Creation of Dreamspace
“All forms of violence are quests for identity. When you live on the frontier, you have no identity. You’re a nobody.”
—Marshall McLuhan: The Education of Mike McManus, TV Ontario, December 28 1977
Humans, like the other mammals, are imitative creatures. Once upon a time, alienated teenagers only fantasized about mowing down their classmates. Nowadays, there’s more and more “space” — social license — for disenchanted and disenfranchised youths to make such morbid fantasies come true. At the same time, if there is a growing sense of unease, mistrust and fear being directed at such youths – if in short they are expected to act in extreme and anti-social ways — this is likely to provoke such behavior, or at least increase the possibility of it.

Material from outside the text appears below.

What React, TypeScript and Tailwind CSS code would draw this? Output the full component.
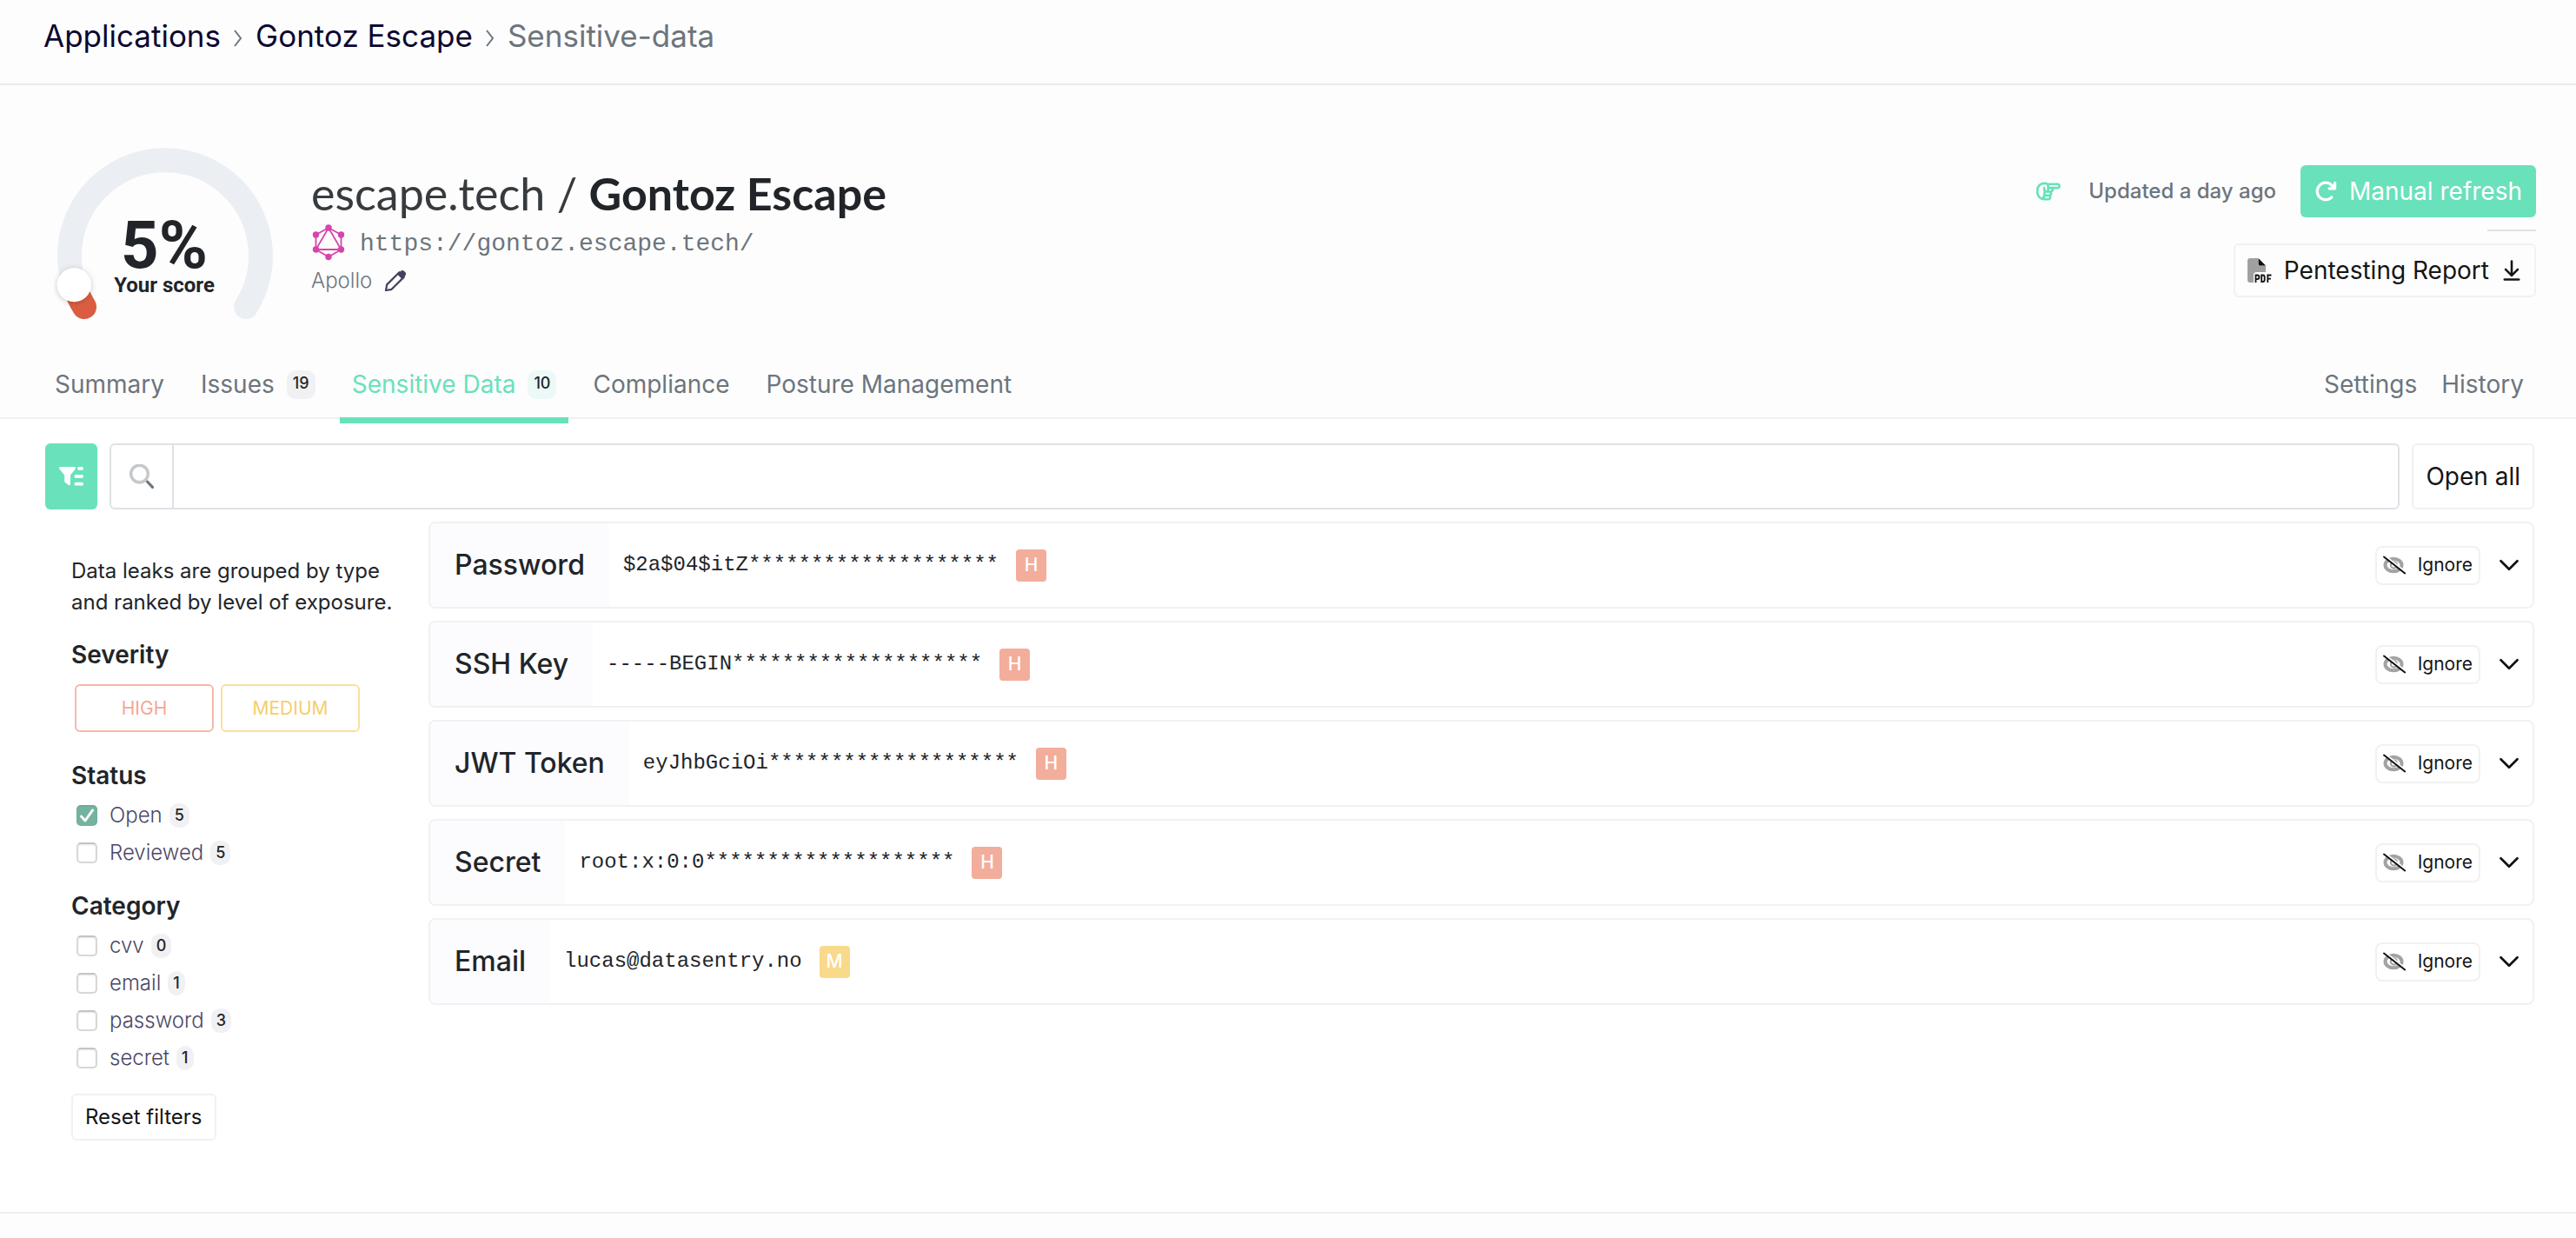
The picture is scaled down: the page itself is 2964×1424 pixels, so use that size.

The way I “see” it, not with my outer eyes but with my inner or intuitive vision, is that a kind of dreamspace is being created that is slowly being filled by actual events. This may sound like an idea that belongs more to the realm of metaphysics or gestalt psychology than to sociology, so to clarify, I’ll use a personal example. As a boy and teenager, I had a propensity to steal. By and large, I stole only from businesses, and never from people (i.e., never personal items, though my parents were not protected by this “code”). However, if I noticed, for whatever reason, that someone suspected I might steal from them, even if it had never crossed my mind, there was a much higher possibility I would then do so. The fear and suspicion of others reinforced the tendency in myself, so that, to a degree, their suspicion provoked the very behavior in me which I was being subtly accused of. (Suspicion, after all, is a kind of accusation.)
By the same token, if alienated, Aspergerian, or just plain “weird” teenagers are regarded by their parents and teachers, the mainstream media, and even their peers, as “time-bombs waiting to go off” (as Adam Lanza was described by witnesses), this creates a psychic atmosphere — a dreamspace — in which, even against their will, individuals may find themselves picking up the (spoken or unspoken) fears of those around them and acting them out. Simply put: if, due to lack of understanding, a person is treated as a threat, eventually they will become a threat. Why? Because, by being perceived this way, they will feel threatened.
Autists do not respond well to socialization; or perhaps better said, they are resistant to culture. They are poor at imitative behavior, and so do not learn the basic social cues of language and gesture (to put it mildly). They are misfits in the profoundest sense of the term. Because of this resistance to socialization, they are perceived as anti-social. But a herbivore is not opposed to eating meat (or to carnivores); it simply does not engage in that behavior. Since socialized behavior is seen as the only natural, healthy kind of behavior, however, autism is perceived as an aberration and a threat to society (a “plague”). And while the threat is, in a certain sense, real (society does require individuals to submit to socialization in order to continue), it is not a literal threat any more than vegetarians are a literal threat to the meat industry (though the meat industry will fail if they become the norm). Since this subtler fear remains beneath conscious awareness, while the feeling of a threat remains, society’s fears are then projected onto autists and people imagine them capable of the worst kinds of neurotypical behavior, e.g., of violence, insensitivity, and psychopathology. Autists, or otherwise alienated, misfit kids, as the “other” of the social group, become unwitting receptacles for that group’s projections. In a word, scapegoats.